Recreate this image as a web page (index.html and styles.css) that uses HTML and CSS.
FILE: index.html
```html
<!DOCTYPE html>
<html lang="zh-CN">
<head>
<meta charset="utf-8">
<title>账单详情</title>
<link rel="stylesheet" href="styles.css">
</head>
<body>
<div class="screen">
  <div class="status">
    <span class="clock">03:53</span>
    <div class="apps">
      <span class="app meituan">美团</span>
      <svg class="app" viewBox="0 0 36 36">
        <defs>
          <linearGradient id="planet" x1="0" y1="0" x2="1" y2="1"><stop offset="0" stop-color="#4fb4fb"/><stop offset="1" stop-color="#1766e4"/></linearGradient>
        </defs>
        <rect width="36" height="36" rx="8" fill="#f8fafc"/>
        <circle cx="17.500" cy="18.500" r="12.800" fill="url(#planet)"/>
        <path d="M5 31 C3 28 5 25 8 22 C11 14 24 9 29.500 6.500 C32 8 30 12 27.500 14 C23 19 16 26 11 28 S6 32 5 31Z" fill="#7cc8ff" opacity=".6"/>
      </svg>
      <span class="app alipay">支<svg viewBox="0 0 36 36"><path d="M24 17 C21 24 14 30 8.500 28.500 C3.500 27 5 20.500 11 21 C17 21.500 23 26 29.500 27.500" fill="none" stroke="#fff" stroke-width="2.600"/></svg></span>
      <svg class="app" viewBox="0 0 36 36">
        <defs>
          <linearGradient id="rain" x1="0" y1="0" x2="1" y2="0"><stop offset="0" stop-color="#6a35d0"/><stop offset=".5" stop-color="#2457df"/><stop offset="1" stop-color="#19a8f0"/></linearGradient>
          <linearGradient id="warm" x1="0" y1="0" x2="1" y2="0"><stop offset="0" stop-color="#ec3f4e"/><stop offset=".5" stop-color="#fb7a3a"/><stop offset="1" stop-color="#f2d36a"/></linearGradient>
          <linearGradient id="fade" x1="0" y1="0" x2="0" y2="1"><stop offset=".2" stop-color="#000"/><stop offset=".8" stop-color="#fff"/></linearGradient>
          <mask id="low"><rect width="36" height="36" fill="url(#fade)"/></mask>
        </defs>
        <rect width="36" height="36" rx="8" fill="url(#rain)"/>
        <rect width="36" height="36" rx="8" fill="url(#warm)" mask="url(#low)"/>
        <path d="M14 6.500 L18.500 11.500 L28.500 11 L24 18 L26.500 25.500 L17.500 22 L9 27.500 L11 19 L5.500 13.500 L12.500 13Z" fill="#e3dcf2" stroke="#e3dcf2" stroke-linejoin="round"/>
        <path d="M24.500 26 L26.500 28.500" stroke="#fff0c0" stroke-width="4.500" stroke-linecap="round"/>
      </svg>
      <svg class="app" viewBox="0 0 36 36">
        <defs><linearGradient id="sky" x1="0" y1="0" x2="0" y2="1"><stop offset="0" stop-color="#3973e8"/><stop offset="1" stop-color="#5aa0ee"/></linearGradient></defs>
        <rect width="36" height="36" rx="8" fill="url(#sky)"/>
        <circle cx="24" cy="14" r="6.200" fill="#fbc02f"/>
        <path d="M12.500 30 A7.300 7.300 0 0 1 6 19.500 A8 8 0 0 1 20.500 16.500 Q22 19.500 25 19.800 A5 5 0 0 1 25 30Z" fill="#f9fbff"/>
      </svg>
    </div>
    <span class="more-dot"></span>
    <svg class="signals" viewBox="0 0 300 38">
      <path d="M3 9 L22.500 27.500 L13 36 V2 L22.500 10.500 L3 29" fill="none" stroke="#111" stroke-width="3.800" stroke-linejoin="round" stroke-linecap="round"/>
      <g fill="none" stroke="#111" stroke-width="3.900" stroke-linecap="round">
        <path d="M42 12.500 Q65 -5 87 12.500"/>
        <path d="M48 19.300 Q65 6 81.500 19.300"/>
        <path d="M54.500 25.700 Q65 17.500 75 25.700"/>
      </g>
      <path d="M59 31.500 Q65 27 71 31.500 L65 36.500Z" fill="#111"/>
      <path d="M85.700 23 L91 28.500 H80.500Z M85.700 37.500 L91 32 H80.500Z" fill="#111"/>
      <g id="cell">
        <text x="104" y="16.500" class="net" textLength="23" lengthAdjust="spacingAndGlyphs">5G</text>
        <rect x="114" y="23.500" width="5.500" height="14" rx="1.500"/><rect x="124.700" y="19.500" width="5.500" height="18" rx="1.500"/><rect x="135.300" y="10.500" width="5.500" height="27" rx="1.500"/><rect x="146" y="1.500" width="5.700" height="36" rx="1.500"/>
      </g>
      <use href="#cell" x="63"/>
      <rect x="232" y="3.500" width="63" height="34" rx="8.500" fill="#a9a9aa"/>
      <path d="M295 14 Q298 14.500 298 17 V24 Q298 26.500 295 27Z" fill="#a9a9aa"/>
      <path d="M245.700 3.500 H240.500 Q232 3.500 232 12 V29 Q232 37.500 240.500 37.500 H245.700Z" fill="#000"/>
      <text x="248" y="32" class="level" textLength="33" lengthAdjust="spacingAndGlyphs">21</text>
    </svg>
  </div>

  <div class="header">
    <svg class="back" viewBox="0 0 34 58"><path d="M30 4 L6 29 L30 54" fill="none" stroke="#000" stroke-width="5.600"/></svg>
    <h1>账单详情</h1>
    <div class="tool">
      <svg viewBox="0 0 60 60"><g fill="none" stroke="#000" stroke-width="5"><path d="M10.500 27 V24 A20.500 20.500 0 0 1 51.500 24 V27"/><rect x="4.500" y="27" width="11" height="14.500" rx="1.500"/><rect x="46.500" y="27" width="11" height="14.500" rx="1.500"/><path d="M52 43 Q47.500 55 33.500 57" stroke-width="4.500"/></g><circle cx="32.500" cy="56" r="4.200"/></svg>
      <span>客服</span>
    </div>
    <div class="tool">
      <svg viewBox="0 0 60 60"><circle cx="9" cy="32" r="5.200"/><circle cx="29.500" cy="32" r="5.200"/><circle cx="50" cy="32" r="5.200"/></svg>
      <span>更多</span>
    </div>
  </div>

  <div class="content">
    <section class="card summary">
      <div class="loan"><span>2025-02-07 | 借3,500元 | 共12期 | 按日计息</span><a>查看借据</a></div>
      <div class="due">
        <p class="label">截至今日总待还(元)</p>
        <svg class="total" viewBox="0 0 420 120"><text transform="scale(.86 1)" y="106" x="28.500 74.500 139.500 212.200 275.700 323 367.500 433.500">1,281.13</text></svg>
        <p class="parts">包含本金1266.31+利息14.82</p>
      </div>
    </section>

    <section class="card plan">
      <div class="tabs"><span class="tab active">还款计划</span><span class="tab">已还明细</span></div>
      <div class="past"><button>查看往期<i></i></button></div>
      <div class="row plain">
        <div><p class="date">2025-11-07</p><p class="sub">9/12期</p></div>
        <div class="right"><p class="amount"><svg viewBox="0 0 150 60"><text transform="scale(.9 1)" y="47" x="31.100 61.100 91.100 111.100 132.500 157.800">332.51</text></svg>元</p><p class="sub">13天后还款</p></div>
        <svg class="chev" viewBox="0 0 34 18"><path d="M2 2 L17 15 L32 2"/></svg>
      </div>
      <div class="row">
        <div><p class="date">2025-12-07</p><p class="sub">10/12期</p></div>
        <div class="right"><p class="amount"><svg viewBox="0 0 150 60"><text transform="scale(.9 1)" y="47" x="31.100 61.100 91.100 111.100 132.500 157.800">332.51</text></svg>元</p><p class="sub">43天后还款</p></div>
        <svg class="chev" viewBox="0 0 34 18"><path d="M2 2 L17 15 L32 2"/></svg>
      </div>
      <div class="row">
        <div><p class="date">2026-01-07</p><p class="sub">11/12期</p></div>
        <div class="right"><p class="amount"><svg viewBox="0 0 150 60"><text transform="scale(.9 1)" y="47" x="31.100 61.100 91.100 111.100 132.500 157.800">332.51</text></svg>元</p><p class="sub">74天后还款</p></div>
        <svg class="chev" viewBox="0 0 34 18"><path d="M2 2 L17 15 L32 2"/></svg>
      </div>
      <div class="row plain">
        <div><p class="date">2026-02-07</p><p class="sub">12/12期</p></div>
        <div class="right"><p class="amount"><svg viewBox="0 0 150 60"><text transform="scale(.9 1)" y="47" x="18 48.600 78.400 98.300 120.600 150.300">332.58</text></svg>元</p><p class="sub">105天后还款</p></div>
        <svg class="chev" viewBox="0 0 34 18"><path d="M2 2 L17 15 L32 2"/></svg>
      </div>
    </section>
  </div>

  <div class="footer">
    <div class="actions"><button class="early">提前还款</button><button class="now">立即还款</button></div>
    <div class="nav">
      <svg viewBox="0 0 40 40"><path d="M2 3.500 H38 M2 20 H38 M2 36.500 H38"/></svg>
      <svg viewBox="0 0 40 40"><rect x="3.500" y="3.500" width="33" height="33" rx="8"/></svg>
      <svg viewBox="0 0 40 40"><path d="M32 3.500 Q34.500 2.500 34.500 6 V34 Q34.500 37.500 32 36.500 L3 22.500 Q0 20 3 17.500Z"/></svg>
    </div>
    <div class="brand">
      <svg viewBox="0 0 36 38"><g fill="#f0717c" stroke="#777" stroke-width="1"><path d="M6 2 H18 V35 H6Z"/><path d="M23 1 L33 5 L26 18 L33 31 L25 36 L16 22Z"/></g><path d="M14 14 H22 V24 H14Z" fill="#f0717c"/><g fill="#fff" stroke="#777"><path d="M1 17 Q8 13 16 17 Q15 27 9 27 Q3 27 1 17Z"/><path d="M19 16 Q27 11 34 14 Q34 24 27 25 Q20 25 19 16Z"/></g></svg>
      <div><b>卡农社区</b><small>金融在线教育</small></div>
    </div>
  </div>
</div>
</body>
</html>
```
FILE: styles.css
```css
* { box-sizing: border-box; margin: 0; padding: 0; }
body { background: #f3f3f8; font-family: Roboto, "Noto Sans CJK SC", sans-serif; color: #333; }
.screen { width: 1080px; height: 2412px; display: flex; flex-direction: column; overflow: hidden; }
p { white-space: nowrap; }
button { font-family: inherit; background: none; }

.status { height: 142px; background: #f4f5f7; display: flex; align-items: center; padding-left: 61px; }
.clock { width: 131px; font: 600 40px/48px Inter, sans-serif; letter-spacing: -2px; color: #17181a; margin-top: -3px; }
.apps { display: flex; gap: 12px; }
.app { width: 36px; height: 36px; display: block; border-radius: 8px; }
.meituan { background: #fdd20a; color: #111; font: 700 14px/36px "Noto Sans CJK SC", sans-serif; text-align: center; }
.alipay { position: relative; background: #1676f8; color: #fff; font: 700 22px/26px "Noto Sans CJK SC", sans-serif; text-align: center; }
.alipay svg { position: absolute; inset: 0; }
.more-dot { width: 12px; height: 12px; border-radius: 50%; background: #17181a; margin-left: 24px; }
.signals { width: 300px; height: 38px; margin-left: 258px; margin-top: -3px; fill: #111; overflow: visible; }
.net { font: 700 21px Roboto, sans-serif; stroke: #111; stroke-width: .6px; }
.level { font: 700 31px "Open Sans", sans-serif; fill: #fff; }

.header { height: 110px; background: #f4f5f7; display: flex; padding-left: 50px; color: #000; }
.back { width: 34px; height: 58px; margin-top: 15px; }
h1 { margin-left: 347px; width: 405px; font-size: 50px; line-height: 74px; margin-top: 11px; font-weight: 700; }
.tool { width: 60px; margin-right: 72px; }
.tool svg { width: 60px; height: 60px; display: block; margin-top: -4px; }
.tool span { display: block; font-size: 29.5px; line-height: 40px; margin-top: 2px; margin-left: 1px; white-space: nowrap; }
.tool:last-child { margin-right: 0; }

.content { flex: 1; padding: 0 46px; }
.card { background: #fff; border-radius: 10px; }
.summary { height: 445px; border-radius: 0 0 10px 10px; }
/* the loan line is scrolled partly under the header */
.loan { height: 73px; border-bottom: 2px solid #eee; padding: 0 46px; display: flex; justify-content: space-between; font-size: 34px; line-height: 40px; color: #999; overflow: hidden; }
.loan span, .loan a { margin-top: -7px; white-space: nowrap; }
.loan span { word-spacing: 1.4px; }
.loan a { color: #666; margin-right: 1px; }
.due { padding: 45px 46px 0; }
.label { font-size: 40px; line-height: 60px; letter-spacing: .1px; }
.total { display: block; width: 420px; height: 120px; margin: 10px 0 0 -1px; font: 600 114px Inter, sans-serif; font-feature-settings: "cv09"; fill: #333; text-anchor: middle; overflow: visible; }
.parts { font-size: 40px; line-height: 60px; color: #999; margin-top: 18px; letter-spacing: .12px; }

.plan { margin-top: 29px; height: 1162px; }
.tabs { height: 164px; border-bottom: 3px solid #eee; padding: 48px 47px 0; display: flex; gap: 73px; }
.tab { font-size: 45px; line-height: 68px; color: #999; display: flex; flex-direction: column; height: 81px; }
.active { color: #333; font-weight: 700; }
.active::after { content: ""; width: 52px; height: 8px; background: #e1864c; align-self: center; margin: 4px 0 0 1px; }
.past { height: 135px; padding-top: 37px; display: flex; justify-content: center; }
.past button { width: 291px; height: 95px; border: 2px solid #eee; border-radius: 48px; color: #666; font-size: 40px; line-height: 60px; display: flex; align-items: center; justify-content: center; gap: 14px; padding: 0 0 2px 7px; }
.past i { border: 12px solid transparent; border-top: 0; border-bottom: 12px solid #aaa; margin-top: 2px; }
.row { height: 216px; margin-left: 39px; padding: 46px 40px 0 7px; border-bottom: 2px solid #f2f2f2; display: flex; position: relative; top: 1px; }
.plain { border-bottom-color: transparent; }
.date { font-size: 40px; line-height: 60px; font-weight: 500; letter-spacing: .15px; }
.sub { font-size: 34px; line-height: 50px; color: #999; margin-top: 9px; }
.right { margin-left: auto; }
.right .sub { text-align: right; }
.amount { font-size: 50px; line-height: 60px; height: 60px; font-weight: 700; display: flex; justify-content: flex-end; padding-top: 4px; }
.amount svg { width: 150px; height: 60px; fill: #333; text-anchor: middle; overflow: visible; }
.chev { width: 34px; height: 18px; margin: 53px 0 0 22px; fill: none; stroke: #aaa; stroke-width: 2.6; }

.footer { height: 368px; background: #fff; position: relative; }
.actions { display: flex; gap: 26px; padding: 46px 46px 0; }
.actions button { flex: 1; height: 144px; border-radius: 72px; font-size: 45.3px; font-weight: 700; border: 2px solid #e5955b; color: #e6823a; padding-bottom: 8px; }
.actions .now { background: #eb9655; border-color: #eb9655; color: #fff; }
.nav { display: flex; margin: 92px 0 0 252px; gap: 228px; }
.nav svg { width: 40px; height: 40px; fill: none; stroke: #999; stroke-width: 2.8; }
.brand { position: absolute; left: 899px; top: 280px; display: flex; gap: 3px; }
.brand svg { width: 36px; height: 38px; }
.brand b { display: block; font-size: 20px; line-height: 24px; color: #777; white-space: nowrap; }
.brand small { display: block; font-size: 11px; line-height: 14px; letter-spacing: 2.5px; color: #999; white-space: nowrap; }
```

□ □ □ □

Goal: Copy out every line from the data above that has "styles" in it.

Complete response:
Recreate this image as a web page (index.html and styles.css) that uses HTML and CSS.
<link rel="stylesheet" href="styles.css">
FILE: styles.css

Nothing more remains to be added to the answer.